I'll let you in on another secret, and it's about secrets... You know how everyone says that you shouldn't ever commit secrets and credentials into source control? (Which you really shouldn't. EVER. It's a REALLY BAD HABIT). Well... If you take a peek at the repo, you'll see that... GASP Oh no! There are secrets in there, right out in the open! But here's the cool thing: They really aren't. You see, using a neat app called SealedSecrets, you can easily put your secrets in source control and rotate them on-demand, but they're still secure. I'll tell you all about it!

One last thing before I go: You're probably thinking "This dude probably spent a ton of money on his home lab". And, well, yeah... But not for the reasons you think.

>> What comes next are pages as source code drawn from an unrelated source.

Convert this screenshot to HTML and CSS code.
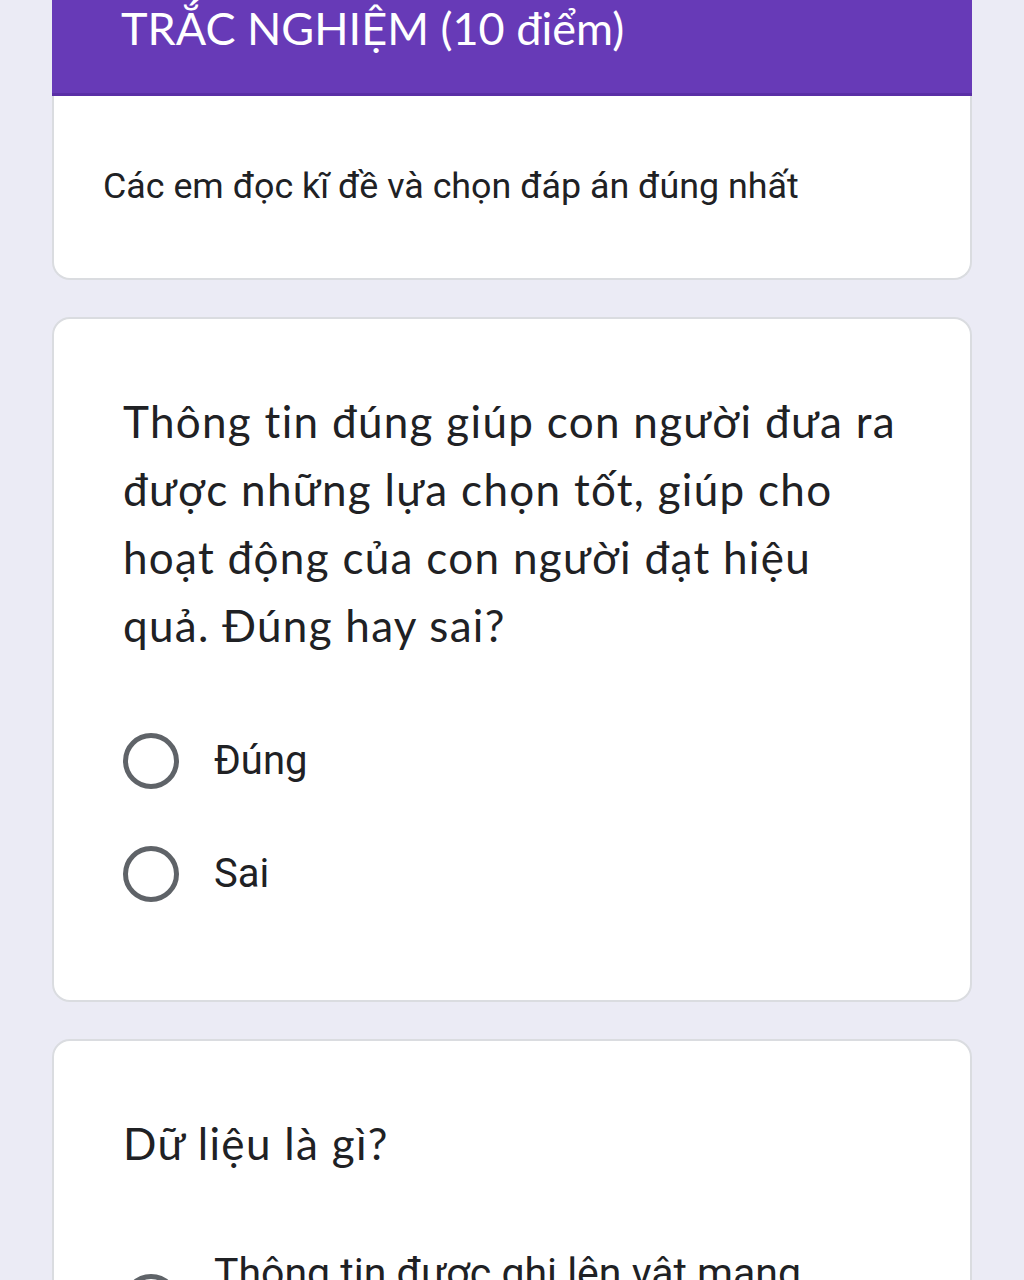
FILE: index.html
```html
<!DOCTYPE html>
<html lang="vi">
<head>
<meta charset="utf-8">
<title>Trắc nghiệm</title>
<link rel="stylesheet" href="styles.css">
</head>
<body>
<main class="form">
  <section class="card header-card">
    <div class="header-band">
      <h1 class="form-title">TRẮC NGHIỆM (10 điểm)</h1>
    </div>
    <div class="header-body">
      <p class="form-desc">Các em đọc kĩ đề và chọn đáp án đúng nhất</p>
    </div>
  </section>

  <section class="card question">
    <h2 class="q-title">Thông tin đúng giúp con người đưa ra được những lựa chọn tốt, giúp cho hoạt động của con người đạt hiệu quả. Đúng hay sai?</h2>
    <div class="options">
      <label class="option"><span class="radio"></span><span class="opt-text">Đúng</span></label>
      <label class="option"><span class="radio"></span><span class="opt-text">Sai</span></label>
    </div>
  </section>

  <section class="card question">
    <h2 class="q-title">Dữ liệu là gì?</h2>
    <div class="options options-long">
      <label class="option"><span class="radio"></span><span class="opt-text">Thông tin được ghi lên vật mang tin</span></label>
    </div>
  </section>
</main>
</body>
</html>
```

FILE: styles.css
```css
html, body {
  margin: 0;
  padding: 0;
}
body {
  background: #ebebf5;
  font-family: "Roboto", "Liberation Sans", sans-serif;
  color: #202124;
}
.form {
  width: 920px;
  margin-left: 52px;
  display: flex;
  flex-direction: column;
  gap: 37px;
}
.card {
  background: #fff;
  border: 2px solid #dadce0;
  border-radius: 18px;
  box-sizing: border-box;
}
.header-card {
  border: none;
  border-radius: 0 0 18px 18px;
  background: transparent;
}
.header-band {
  background: #673ab7;
  height: 93px;
  border-bottom: 3px solid #5a2fa6;
  padding-left: 69px;
  box-sizing: content-box;
}
.form-title {
  margin: 0;
  font-family: "Lato", "Open Sans", sans-serif;
  font-weight: 400;
  font-size: 45px;
  line-height: 56px;
  color: #fff;
}
.header-body {
  background: #fff;
  border: 2px solid #dadce0;
  border-top: none;
  border-radius: 0 0 18px 18px;
  height: 184px;
  box-sizing: border-box;
  display: flex;
  align-items: center;
  padding: 0 49px 0 49px;
}
.form-desc {
  margin: 0;
  font-size: 35.8px;
  line-height: 42px;
  color: #202124;
  padding-bottom: 2px;
}
.question {
  padding: 68px 60px 70px 69px;
}
.q-title {
  margin: 0;
  font-family: "Lato", "Open Sans", sans-serif;
  font-weight: 400;
  font-size: 44px;
  letter-spacing: 1.3px;
  line-height: 68px;
  color: #202124;
}
.options {
  margin-top: 45px;
  display: flex;
  flex-direction: column;
}
.option {
  display: flex;
  align-items: center;
  gap: 35px;
  min-height: 113px;
}
.radio {
  width: 56px;
  height: 56px;
  border: 5px solid #5f6368;
  border-radius: 50%;
  box-sizing: border-box;
  flex: none;
}
.opt-text {
  font-size: 40px;
  line-height: 56px;
  color: #202124;
}
.options-long {
  margin-top: 67px;
}
.options-long .opt-text {
  font-size: 41px;
  line-height: 58px;
  max-width: 600px;
}
```
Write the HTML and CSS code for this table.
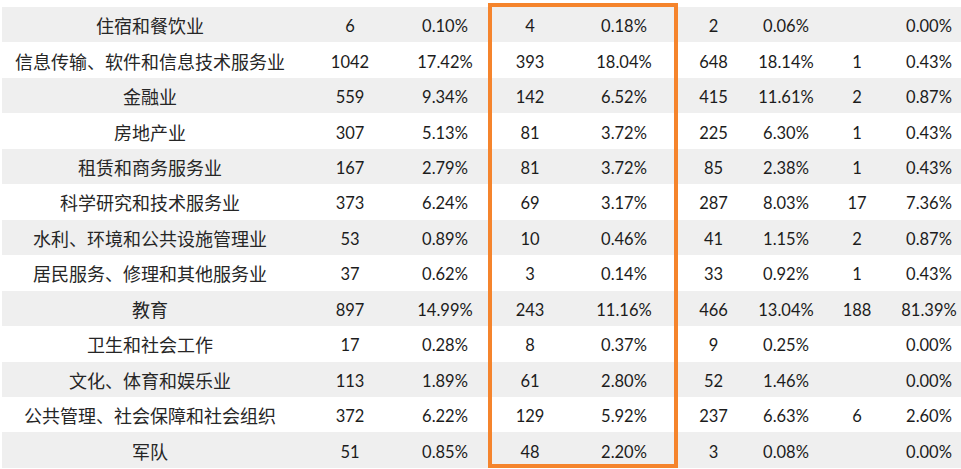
FILE: index.html
```html
<!DOCTYPE html>
<html lang="zh-CN">
<head>
<meta charset="utf-8">
<title>行业分布</title>
<link rel="stylesheet" href="styles.css">
</head>
<body>
<div class="sheet">
  <div class="row alt"><div class="name">住宿和餐饮业</div><div>6</div><div>0.10%</div><div>4</div><div>0.18%</div><div>2</div><div>0.06%</div><div></div><div>0.00%</div></div>
  <div class="row"><div class="name">信息传输、软件和信息技术服务业</div><div>1042</div><div>17.42%</div><div>393</div><div>18.04%</div><div>648</div><div>18.14%</div><div>1</div><div>0.43%</div></div>
  <div class="row alt"><div class="name">金融业</div><div>559</div><div>9.34%</div><div>142</div><div>6.52%</div><div>415</div><div>11.61%</div><div>2</div><div>0.87%</div></div>
  <div class="row"><div class="name">房地产业</div><div>307</div><div>5.13%</div><div>81</div><div>3.72%</div><div>225</div><div>6.30%</div><div>1</div><div>0.43%</div></div>
  <div class="row alt"><div class="name">租赁和商务服务业</div><div>167</div><div>2.79%</div><div>81</div><div>3.72%</div><div>85</div><div>2.38%</div><div>1</div><div>0.43%</div></div>
  <div class="row"><div class="name">科学研究和技术服务业</div><div>373</div><div>6.24%</div><div>69</div><div>3.17%</div><div>287</div><div>8.03%</div><div>17</div><div>7.36%</div></div>
  <div class="row alt"><div class="name">水利、环境和公共设施管理业</div><div>53</div><div>0.89%</div><div>10</div><div>0.46%</div><div>41</div><div>1.15%</div><div>2</div><div>0.87%</div></div>
  <div class="row"><div class="name">居民服务、修理和其他服务业</div><div>37</div><div>0.62%</div><div>3</div><div>0.14%</div><div>33</div><div>0.92%</div><div>1</div><div>0.43%</div></div>
  <div class="row alt"><div class="name">教育</div><div>897</div><div>14.99%</div><div>243</div><div>11.16%</div><div>466</div><div>13.04%</div><div>188</div><div>81.39%</div></div>
  <div class="row"><div class="name">卫生和社会工作</div><div>17</div><div>0.28%</div><div>8</div><div>0.37%</div><div>9</div><div>0.25%</div><div></div><div>0.00%</div></div>
  <div class="row alt"><div class="name">文化、体育和娱乐业</div><div>113</div><div>1.89%</div><div>61</div><div>2.80%</div><div>52</div><div>1.46%</div><div></div><div>0.00%</div></div>
  <div class="row"><div class="name">公共管理、社会保障和社会组织</div><div>372</div><div>6.22%</div><div>129</div><div>5.92%</div><div>237</div><div>6.63%</div><div>6</div><div>2.60%</div></div>
  <div class="row alt"><div class="name">军队</div><div>51</div><div>0.85%</div><div>48</div><div>2.20%</div><div>3</div><div>0.08%</div><div></div><div>0.00%</div></div>
  <div class="highlight"></div>
</div>
</body>
</html>
```
FILE: styles.css
```css
html, body {
  margin: 0;
  padding: 0;
  background: #ffffff;
  overflow: hidden;
}

.sheet {
  position: relative;
  padding: 7px 0 0 2px;
  width: 963px;
  font-family: Lato, "Noto Sans CJK SC", sans-serif;
  font-size: 16.5px;
  color: #1c1c1c;
}

.row {
  display: grid;
  grid-template-columns: 296px 104px 86px 84px 104px 75px 70px 72px 72px;
  height: 35.46px;
  align-items: center;
  text-align: center;
}

.row.alt {
  background: #efefef;
}

.row > div {
  padding-top: 3px;
  white-space: nowrap;
}

.row > .name {
  font-family: "Noto Sans CJK SC", sans-serif;
  font-size: 18px;
  color: #262626;
  padding-top: 1px;
}

.highlight {
  position: absolute;
  left: 488px;
  top: 3px;
  width: 190px;
  height: 465px;
  box-sizing: border-box;
  border: 4px solid #f5842c;
}
```
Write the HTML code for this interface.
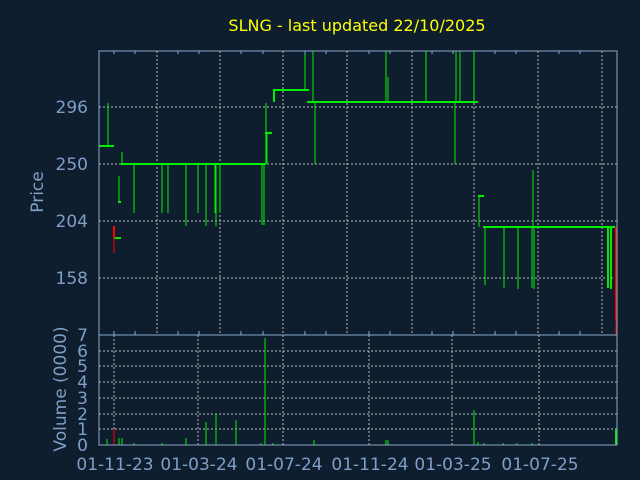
<!DOCTYPE html>
<html><head><meta charset="utf-8"><style>
html,body{margin:0;padding:0;background:#0f1e2f;}
svg{display:block}
text{font-family:"DejaVu Sans","Liberation Sans",sans-serif;}
line,rect{shape-rendering:crispEdges}
</style></head><body>
<svg width="640" height="480" viewBox="0 0 640 480" xmlns="http://www.w3.org/2000/svg">
<rect width="640" height="480" fill="#0f1e2f"/>
<text x="357" y="31" fill="#ffff00" font-size="16" text-anchor="middle">SLNG - last updated 22/10/2025</text>
<g stroke="#bbbbbb" stroke-width="1" stroke-dasharray="2,2">
<line x1="99" y1="107" x2="617" y2="107"/>
<line x1="99" y1="164" x2="617" y2="164"/>
<line x1="99" y1="221" x2="617" y2="221"/>
<line x1="99" y1="278" x2="617" y2="278"/>
<line x1="157" y1="51" x2="157" y2="335"/>
<line x1="220" y1="51" x2="220" y2="335"/>
<line x1="283" y1="51" x2="283" y2="335"/>
<line x1="347" y1="51" x2="347" y2="335"/>
<line x1="412" y1="51" x2="412" y2="335"/>
<line x1="474" y1="51" x2="474" y2="335"/>
<line x1="538" y1="51" x2="538" y2="335"/>
<line x1="602" y1="51" x2="602" y2="335"/>
<line x1="99" y1="351" x2="617" y2="351"/>
<line x1="99" y1="366" x2="617" y2="366"/>
<line x1="99" y1="382" x2="617" y2="382"/>
<line x1="99" y1="398" x2="617" y2="398"/>
<line x1="99" y1="414" x2="617" y2="414"/>
<line x1="99" y1="429" x2="617" y2="429"/>
<line x1="114" y1="335" x2="114" y2="445"/>
<line x1="198" y1="335" x2="198" y2="445"/>
<line x1="283" y1="335" x2="283" y2="445"/>
<line x1="369" y1="335" x2="369" y2="445"/>
<line x1="452" y1="335" x2="452" y2="445"/>
<line x1="539" y1="335" x2="539" y2="445"/>
</g>
<g stroke="#00ee00" stroke-width="1" fill="none">
<line x1="108" y1="103" x2="108" y2="146"/>
<line x1="122" y1="152" x2="122" y2="164"/>
<line x1="119" y1="176" x2="119" y2="202"/>
<line x1="134" y1="164" x2="134" y2="213"/>
<line x1="162" y1="164" x2="162" y2="213"/>
<line x1="168" y1="164" x2="168" y2="213"/>
<line x1="186" y1="164" x2="186" y2="226"/>
<line x1="198" y1="164" x2="198" y2="213"/>
<line x1="206" y1="164" x2="206" y2="226"/>
<line x1="215" y1="164" x2="215" y2="213"/>
<line x1="216" y1="164" x2="216" y2="226"/>
<line x1="220" y1="164" x2="220" y2="213"/>
<line x1="262" y1="164" x2="262" y2="225"/>
<line x1="264" y1="164" x2="264" y2="225"/>
<line x1="266" y1="103" x2="266" y2="164"/>
<line x1="267" y1="133" x2="267" y2="164"/>
<line x1="305" y1="51" x2="305" y2="90"/>
<line x1="313" y1="51" x2="313" y2="102"/>
<line x1="315" y1="102" x2="315" y2="164"/>
<line x1="386" y1="51" x2="386" y2="102"/>
<line x1="388" y1="77" x2="388" y2="102"/>
<line x1="426" y1="51" x2="426" y2="102"/>
<line x1="455" y1="102" x2="455" y2="164"/>
<line x1="456" y1="51" x2="456" y2="102"/>
<line x1="460" y1="51" x2="460" y2="102"/>
<line x1="474" y1="51" x2="474" y2="102"/>
<line x1="479" y1="196" x2="479" y2="227"/>
<line x1="485" y1="227" x2="485" y2="285"/>
<line x1="504" y1="227" x2="504" y2="288"/>
<line x1="518" y1="227" x2="518" y2="289"/>
<line x1="532" y1="227" x2="532" y2="288"/>
<line x1="533" y1="170" x2="533" y2="227"/>
<line x1="534" y1="227" x2="534" y2="289"/>
</g>
<g stroke="#00ee00" stroke-width="2" fill="none">
<line x1="99" y1="146" x2="114" y2="146"/>
<line x1="118" y1="202" x2="121" y2="202"/>
<line x1="114" y1="238" x2="121" y2="238"/>
<line x1="121" y1="164" x2="266" y2="164"/>
<line x1="265" y1="133" x2="272" y2="133"/>
<line x1="274" y1="89" x2="274" y2="102"/>
<line x1="273" y1="90" x2="309" y2="90"/>
<line x1="307" y1="102" x2="478" y2="102"/>
<line x1="478" y1="196" x2="484" y2="196"/>
<line x1="483" y1="227" x2="615" y2="227"/>
<line x1="608" y1="227" x2="608" y2="288"/>
<line x1="611" y1="227" x2="611" y2="289"/>
</g>
<g stroke="#ff0000" fill="none">
<line x1="114" y1="226" x2="114" y2="238" stroke-width="2"/>
<line x1="114" y1="238" x2="114" y2="253" stroke-width="1"/>
<line x1="616" y1="227" x2="616" y2="320" stroke-width="2"/>
<line x1="616" y1="320" x2="616" y2="335" stroke-width="1"/>
</g>
<g stroke="#00ee00" stroke-width="1">
<line x1="107" y1="445" x2="107" y2="439"/>
<line x1="119" y1="445" x2="119" y2="438"/>
<line x1="122" y1="445" x2="122" y2="438"/>
<line x1="134" y1="445" x2="134" y2="443"/>
<line x1="162" y1="445" x2="162" y2="443"/>
<line x1="186" y1="445" x2="186" y2="438"/>
<line x1="206" y1="445" x2="206" y2="422"/>
<line x1="216" y1="445" x2="216" y2="414"/>
<line x1="236" y1="445" x2="236" y2="420"/>
<line x1="261" y1="445" x2="261" y2="443"/>
<line x1="265" y1="445" x2="265" y2="338"/>
<line x1="273" y1="445" x2="273" y2="443"/>
<line x1="314" y1="445" x2="314" y2="440"/>
<line x1="386" y1="445" x2="386" y2="440"/>
<line x1="388" y1="445" x2="388" y2="440"/>
<line x1="474" y1="445" x2="474" y2="410"/>
<line x1="478" y1="445" x2="478" y2="442"/>
<line x1="484" y1="445" x2="484" y2="443"/>
<line x1="503" y1="445" x2="503" y2="443"/>
<line x1="517" y1="445" x2="517" y2="443"/>
<line x1="532" y1="445" x2="532" y2="443"/>
</g>
<line x1="114" y1="445" x2="114" y2="429" stroke="#ff0000"/>
<line x1="616" y1="445" x2="616" y2="429" stroke="#00ee00" stroke-width="2"/>
<g stroke="#8aa8cc" stroke-width="1" fill="none">
<rect x="99" y="51" width="518" height="284"/>
<rect x="99" y="335" width="518" height="110"/>
</g>
<g stroke="#8aa8cc" stroke-width="1">
<line x1="114" y1="51" x2="114" y2="54"/><line x1="135" y1="51" x2="135" y2="54"/>
<line x1="178" y1="51" x2="178" y2="54"/><line x1="199" y1="51" x2="199" y2="54"/>
<line x1="241" y1="51" x2="241" y2="54"/><line x1="263" y1="51" x2="263" y2="54"/>
<line x1="305" y1="51" x2="305" y2="54"/><line x1="326" y1="51" x2="326" y2="54"/>
<line x1="369" y1="51" x2="369" y2="54"/><line x1="390" y1="51" x2="390" y2="54"/>
<line x1="432" y1="51" x2="432" y2="54"/><line x1="453" y1="51" x2="453" y2="54"/>
<line x1="495" y1="51" x2="495" y2="54"/><line x1="516" y1="51" x2="516" y2="54"/>
<line x1="559" y1="51" x2="559" y2="54"/><line x1="580" y1="51" x2="580" y2="54"/>
<line x1="114" y1="335" x2="114" y2="331"/><line x1="135" y1="335" x2="135" y2="331"/>
<line x1="178" y1="335" x2="178" y2="331"/><line x1="199" y1="335" x2="199" y2="331"/>
<line x1="241" y1="335" x2="241" y2="331"/><line x1="263" y1="335" x2="263" y2="331"/>
<line x1="305" y1="335" x2="305" y2="331"/><line x1="326" y1="335" x2="326" y2="331"/>
<line x1="369" y1="335" x2="369" y2="331"/><line x1="390" y1="335" x2="390" y2="331"/>
<line x1="432" y1="335" x2="432" y2="331"/><line x1="453" y1="335" x2="453" y2="331"/>
<line x1="495" y1="335" x2="495" y2="331"/><line x1="516" y1="335" x2="516" y2="331"/>
<line x1="559" y1="335" x2="559" y2="331"/><line x1="580" y1="335" x2="580" y2="331"/>
</g>
<g fill="#7f9fc7" font-size="17" text-anchor="end">
<text x="88" y="113">296</text>
<text x="88" y="170">250</text>
<text x="88" y="227">204</text>
<text x="88" y="284">158</text>
<text x="88" y="341">7</text>
<text x="88" y="357">6</text>
<text x="88" y="372">5</text>
<text x="88" y="388">4</text>
<text x="88" y="404">3</text>
<text x="88" y="420">2</text>
<text x="88" y="435">1</text>
<text x="88" y="451">0</text>
</g>
<g fill="#7f9fc7" font-size="17" text-anchor="middle">
<text x="115" y="470">01-11-23</text>
<text x="199" y="470">01-03-24</text>
<text x="284" y="470">01-07-24</text>
<text x="370" y="470">01-11-24</text>
<text x="453" y="470">01-03-25</text>
<text x="540" y="470">01-07-25</text>
<text transform="translate(43,192) rotate(-90)">Price</text>
<text transform="translate(66,389) rotate(-90)">Volume (0000)</text>
</g>
</svg>
</body></html>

The hardware this is all running on? It cost me less than $1,000 in total, and that includes the swanky UPS protecting it. It's 3 mini PCs and a NAS I built from super cheap parts. Although to be fair: I have a LOT of storage in that NAS, and THAT was definitely not cheap, but it's also not a necessary part of the equation, and with things like Unraid, it can be expanded on-demand without being locked in to purchasing matching drives 5 at a time (stares hard at ZFS)

In conclusion: Stick around and learn with me! I promise, it won't be a boring journey, and you're going to see a lot of the mistakes I made along the way (If you look in that repo, you can see some of them in my detailed troubleshooting documents). Don't be afraid to break things. Sometimes that's the best way to learn. Don't wait, just try it.